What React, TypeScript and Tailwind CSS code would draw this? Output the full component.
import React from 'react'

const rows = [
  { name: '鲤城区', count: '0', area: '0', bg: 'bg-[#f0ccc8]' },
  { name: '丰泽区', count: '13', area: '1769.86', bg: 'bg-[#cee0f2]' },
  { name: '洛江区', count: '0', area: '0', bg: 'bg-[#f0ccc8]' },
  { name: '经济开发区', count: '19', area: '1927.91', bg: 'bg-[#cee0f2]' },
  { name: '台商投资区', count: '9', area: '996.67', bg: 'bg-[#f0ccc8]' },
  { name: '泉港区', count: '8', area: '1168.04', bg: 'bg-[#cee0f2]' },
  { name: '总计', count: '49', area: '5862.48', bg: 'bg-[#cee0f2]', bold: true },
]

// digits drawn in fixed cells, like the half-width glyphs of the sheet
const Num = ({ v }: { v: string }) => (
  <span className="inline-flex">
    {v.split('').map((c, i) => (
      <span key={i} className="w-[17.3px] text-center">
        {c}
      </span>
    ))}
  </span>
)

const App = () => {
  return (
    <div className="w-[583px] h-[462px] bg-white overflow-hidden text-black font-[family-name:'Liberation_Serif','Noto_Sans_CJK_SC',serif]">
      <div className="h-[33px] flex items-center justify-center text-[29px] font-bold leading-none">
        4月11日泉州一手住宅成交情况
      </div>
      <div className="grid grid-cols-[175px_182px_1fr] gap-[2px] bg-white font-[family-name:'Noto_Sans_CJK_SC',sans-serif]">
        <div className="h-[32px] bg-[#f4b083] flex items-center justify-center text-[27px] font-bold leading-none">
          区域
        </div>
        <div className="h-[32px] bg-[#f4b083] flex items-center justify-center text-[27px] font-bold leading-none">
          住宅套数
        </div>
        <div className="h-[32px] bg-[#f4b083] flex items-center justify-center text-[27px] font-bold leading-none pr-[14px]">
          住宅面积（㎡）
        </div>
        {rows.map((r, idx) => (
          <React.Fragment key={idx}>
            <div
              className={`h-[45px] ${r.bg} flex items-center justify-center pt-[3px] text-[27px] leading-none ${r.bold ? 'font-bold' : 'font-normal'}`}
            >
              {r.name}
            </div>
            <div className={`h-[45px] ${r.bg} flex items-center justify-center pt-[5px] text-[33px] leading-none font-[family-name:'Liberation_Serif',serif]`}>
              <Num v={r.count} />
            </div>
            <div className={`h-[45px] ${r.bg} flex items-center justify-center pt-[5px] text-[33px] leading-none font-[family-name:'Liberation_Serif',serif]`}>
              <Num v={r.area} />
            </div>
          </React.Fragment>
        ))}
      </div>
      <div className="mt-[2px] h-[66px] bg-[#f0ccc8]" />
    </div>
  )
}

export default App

* * *

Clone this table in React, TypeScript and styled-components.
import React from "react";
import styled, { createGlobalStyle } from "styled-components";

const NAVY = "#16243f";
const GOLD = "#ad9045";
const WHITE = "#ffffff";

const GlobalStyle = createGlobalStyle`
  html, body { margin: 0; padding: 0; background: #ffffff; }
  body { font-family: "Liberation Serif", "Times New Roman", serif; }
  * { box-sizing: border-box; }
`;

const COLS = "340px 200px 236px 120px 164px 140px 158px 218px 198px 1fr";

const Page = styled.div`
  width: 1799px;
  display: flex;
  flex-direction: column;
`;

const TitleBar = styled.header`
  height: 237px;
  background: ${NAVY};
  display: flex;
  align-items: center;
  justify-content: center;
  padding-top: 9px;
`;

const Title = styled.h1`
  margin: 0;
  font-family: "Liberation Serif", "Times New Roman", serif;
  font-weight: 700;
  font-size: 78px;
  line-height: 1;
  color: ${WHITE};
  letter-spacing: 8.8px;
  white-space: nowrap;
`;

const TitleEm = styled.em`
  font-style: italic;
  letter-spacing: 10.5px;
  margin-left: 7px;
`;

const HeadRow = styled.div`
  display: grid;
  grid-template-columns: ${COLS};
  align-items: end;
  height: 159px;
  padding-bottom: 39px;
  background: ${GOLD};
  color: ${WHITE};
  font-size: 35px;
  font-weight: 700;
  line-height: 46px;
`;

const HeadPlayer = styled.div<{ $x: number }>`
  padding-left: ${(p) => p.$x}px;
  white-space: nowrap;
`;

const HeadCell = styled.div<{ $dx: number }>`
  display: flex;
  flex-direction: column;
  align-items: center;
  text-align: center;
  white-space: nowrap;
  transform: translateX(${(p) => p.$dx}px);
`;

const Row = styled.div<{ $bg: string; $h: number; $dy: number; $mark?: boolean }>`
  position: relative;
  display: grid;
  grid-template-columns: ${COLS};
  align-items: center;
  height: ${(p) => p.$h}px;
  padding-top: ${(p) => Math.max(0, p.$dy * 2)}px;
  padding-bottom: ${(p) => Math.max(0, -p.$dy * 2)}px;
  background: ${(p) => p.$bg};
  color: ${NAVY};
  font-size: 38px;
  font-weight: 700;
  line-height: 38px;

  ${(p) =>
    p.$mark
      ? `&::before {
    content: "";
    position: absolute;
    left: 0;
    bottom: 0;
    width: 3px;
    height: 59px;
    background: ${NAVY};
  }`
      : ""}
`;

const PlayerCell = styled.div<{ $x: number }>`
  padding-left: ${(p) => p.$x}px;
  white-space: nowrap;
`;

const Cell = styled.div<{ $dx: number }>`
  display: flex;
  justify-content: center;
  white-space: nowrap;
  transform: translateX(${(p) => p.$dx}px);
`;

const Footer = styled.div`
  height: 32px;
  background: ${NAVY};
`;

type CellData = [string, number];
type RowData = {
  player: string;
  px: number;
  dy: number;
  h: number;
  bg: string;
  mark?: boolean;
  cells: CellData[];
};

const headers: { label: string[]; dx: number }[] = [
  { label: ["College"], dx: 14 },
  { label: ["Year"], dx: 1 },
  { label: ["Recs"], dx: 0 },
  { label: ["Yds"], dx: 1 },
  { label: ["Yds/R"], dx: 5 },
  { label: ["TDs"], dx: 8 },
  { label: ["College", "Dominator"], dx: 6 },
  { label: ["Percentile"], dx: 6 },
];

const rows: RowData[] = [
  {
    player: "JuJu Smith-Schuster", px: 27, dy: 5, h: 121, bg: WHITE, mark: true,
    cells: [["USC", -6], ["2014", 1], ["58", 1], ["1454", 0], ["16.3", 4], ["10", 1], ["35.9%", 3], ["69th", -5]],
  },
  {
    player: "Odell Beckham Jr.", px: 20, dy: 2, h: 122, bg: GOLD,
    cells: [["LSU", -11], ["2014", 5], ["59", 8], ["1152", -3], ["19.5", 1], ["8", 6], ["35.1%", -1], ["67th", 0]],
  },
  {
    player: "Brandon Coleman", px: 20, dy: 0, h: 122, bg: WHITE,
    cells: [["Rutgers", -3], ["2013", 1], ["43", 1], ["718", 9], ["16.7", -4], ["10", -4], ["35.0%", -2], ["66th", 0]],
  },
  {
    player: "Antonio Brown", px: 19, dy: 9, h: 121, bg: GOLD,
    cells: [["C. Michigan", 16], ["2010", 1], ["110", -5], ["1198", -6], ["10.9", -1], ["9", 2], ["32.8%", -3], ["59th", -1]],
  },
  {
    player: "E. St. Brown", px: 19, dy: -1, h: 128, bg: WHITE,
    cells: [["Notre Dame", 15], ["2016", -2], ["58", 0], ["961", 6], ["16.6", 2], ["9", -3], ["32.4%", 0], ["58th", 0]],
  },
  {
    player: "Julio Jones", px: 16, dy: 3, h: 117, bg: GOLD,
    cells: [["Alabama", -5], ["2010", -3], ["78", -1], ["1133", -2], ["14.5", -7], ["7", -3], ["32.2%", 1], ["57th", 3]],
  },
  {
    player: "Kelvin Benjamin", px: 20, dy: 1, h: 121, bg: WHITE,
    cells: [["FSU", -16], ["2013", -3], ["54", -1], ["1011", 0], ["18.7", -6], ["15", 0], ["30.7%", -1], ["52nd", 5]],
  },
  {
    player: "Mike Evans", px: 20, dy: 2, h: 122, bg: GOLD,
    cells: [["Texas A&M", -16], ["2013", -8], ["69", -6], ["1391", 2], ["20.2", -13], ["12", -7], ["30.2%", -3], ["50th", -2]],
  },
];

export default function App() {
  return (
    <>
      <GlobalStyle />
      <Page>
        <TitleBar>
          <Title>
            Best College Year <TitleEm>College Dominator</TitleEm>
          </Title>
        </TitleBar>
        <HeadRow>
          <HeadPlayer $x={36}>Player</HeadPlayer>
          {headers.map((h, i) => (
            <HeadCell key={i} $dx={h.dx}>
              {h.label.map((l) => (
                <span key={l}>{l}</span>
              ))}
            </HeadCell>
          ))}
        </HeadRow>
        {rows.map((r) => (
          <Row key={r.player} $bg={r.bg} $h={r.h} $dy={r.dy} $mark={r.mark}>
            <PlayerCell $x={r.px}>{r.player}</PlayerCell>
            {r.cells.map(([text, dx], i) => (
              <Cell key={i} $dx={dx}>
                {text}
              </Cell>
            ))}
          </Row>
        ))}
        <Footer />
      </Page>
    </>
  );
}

*Set problem*: Would you quote everything above from the line containing "What React, TypeScript" down to the line containing "import React from 'react'"? Include both of those lines and nothing else.

*Result*:
What React, TypeScript and Tailwind CSS code would draw this? Output the full component.
import React from 'react'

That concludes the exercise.